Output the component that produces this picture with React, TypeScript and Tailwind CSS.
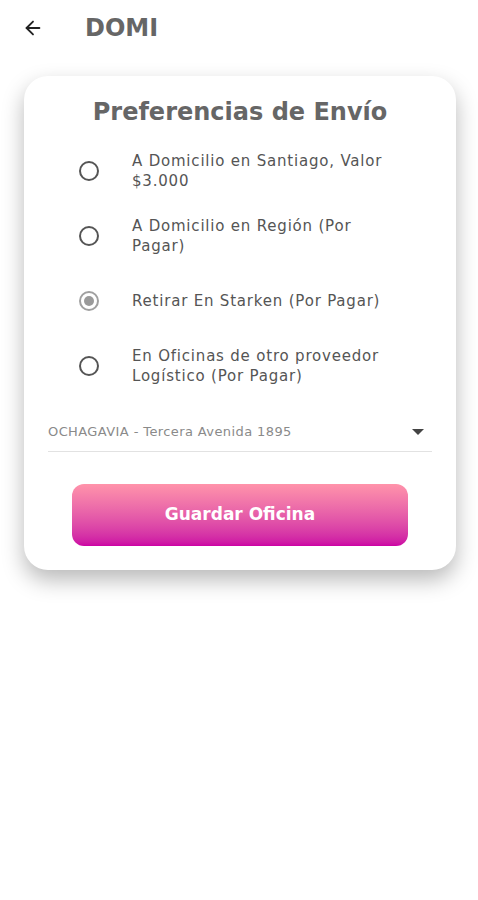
import { ArrowLeft } from "lucide-react";

const options = [
  { label: "A Domicilio en Santiago, Valor $3.000", checked: false },
  { label: "A Domicilio en Región (Por Pagar)", checked: false },
  { label: "Retirar En Starken (Por Pagar)", checked: true },
  { label: "En Oficinas de otro proveedor Logístico (Por Pagar)", checked: false },
];

function Radio({ checked }: { checked: boolean }) {
  if (checked) {
    return (
      <span className="flex h-[20px] w-[20px] shrink-0 items-center justify-center rounded-full border-2 border-[#a0a0a0]">
        <span className="h-[10px] w-[10px] rounded-full bg-[#9a9a9a]"></span>
      </span>
    );
  }
  return (
    <span className="block h-[20px] w-[20px] shrink-0 rounded-full border-2 border-[#555]"></span>
  );
}

export default function App() {
  return (
    <main className="min-h-[900px] w-full bg-white font-['DejaVu_Sans',sans-serif]">
      <header className="flex h-[56px] items-center px-[22px]">
        <ArrowLeft size={22} strokeWidth={2} className="text-[#222]" />
        <h1 className="ml-[41px] text-[24px] font-bold text-[#666]">DOMI</h1>
      </header>

      <section className="ml-[24px] mr-[22px] mt-[20px] rounded-[24px] bg-white pb-[24px] pt-[21px] shadow-[0_10px_22px_rgba(0,0,0,0.28)]">
        <h2 className="text-center text-[24px] font-bold leading-[30px] text-[#666]">
          Preferencias de Envío
        </h2>

        <ul className="mt-[24px] flex flex-col gap-[25px] pl-[55px] pr-[58px]">
          {options.map((opt) => (
            <li key={opt.label} className="flex min-h-[40px] items-center">
              <Radio checked={opt.checked} />
              <span className="ml-[33px] text-[15px] leading-[20px] tracking-[0.8px] text-[#555]">
                {opt.label}
              </span>
            </li>
          ))}
        </ul>

        <div className="mx-[24px] mt-[26px] flex items-center justify-between border-b border-[#e2e2e2] pb-[9px] pt-[10px]">
          <span className="text-[13px] tracking-[0.4px] text-[#8a8a8a]">
            OCHAGAVIA - Tercera Avenida 1895
          </span>
          <span className="mr-[8px] h-0 w-0 border-x-[6px] border-t-[6px] border-x-transparent border-t-[#444]"></span>
        </div>

        <div className="mt-[32px] flex justify-center">
          <button className="h-[62px] w-[336px] rounded-[12px] bg-gradient-to-b from-[#ff93aa] to-[#cc00a4] text-[17px] font-bold text-white">
            Guardar Oficina
          </button>
        </div>
      </section>
    </main>
  );
}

-=-=-=-=-

GOAL
Write out the full set of lines verbatim, without the pictures.

THE SOLUTION
Output the component that produces this picture with React, TypeScript and Tailwind CSS.
import { ArrowLeft } from "lucide-react";

const options = [
  { label: "A Domicilio en Santiago, Valor $3.000", checked: false },
  { label: "A Domicilio en Región (Por Pagar)", checked: false },
  { label: "Retirar En Starken (Por Pagar)", checked: true },
  { label: "En Oficinas de otro proveedor Logístico (Por Pagar)", checked: false },
];

function Radio({ checked }: { checked: boolean }) {
  if (checked) {
    return (
      <span className="flex h-[20px] w-[20px] shrink-0 items-center justify-center rounded-full border-2 border-[#a0a0a0]">
        <span className="h-[10px] w-[10px] rounded-full bg-[#9a9a9a]"></span>
      </span>
    );
  }
  return (
    <span className="block h-[20px] w-[20px] shrink-0 rounded-full border-2 border-[#555]"></span>
  );
}

export default function App() {
  return (
    <main className="min-h-[900px] w-full bg-white font-['DejaVu_Sans',sans-serif]">
      <header className="flex h-[56px] items-center px-[22px]">
        <ArrowLeft size={22} strokeWidth={2} className="text-[#222]" />
        <h1 className="ml-[41px] text-[24px] font-bold text-[#666]">DOMI</h1>
      </header>

      <section className="ml-[24px] mr-[22px] mt-[20px] rounded-[24px] bg-white pb-[24px] pt-[21px] shadow-[0_10px_22px_rgba(0,0,0,0.28)]">
        <h2 className="text-center text-[24px] font-bold leading-[30px] text-[#666]">
          Preferencias de Envío
        </h2>

        <ul className="mt-[24px] flex flex-col gap-[25px] pl-[55px] pr-[58px]">
          {options.map((opt) => (
            <li key={opt.label} className="flex min-h-[40px] items-center">
              <Radio checked={opt.checked} />
              <span className="ml-[33px] text-[15px] leading-[20px] tracking-[0.8px] text-[#555]">
                {opt.label}
              </span>
            </li>
          ))}
        </ul>

        <div className="mx-[24px] mt-[26px] flex items-center justify-between border-b border-[#e2e2e2] pb-[9px] pt-[10px]">
          <span className="text-[13px] tracking-[0.4px] text-[#8a8a8a]">
            OCHAGAVIA - Tercera Avenida 1895
          </span>
          <span className="mr-[8px] h-0 w-0 border-x-[6px] border-t-[6px] border-x-transparent border-t-[#444]"></span>
        </div>

        <div className="mt-[32px] flex justify-center">
          <button className="h-[62px] w-[336px] rounded-[12px] bg-gradient-to-b from-[#ff93aa] to-[#cc00a4] text-[17px] font-bold text-white">
            Guardar Oficina
          </button>
        </div>
      </section>
    </main>
  );
}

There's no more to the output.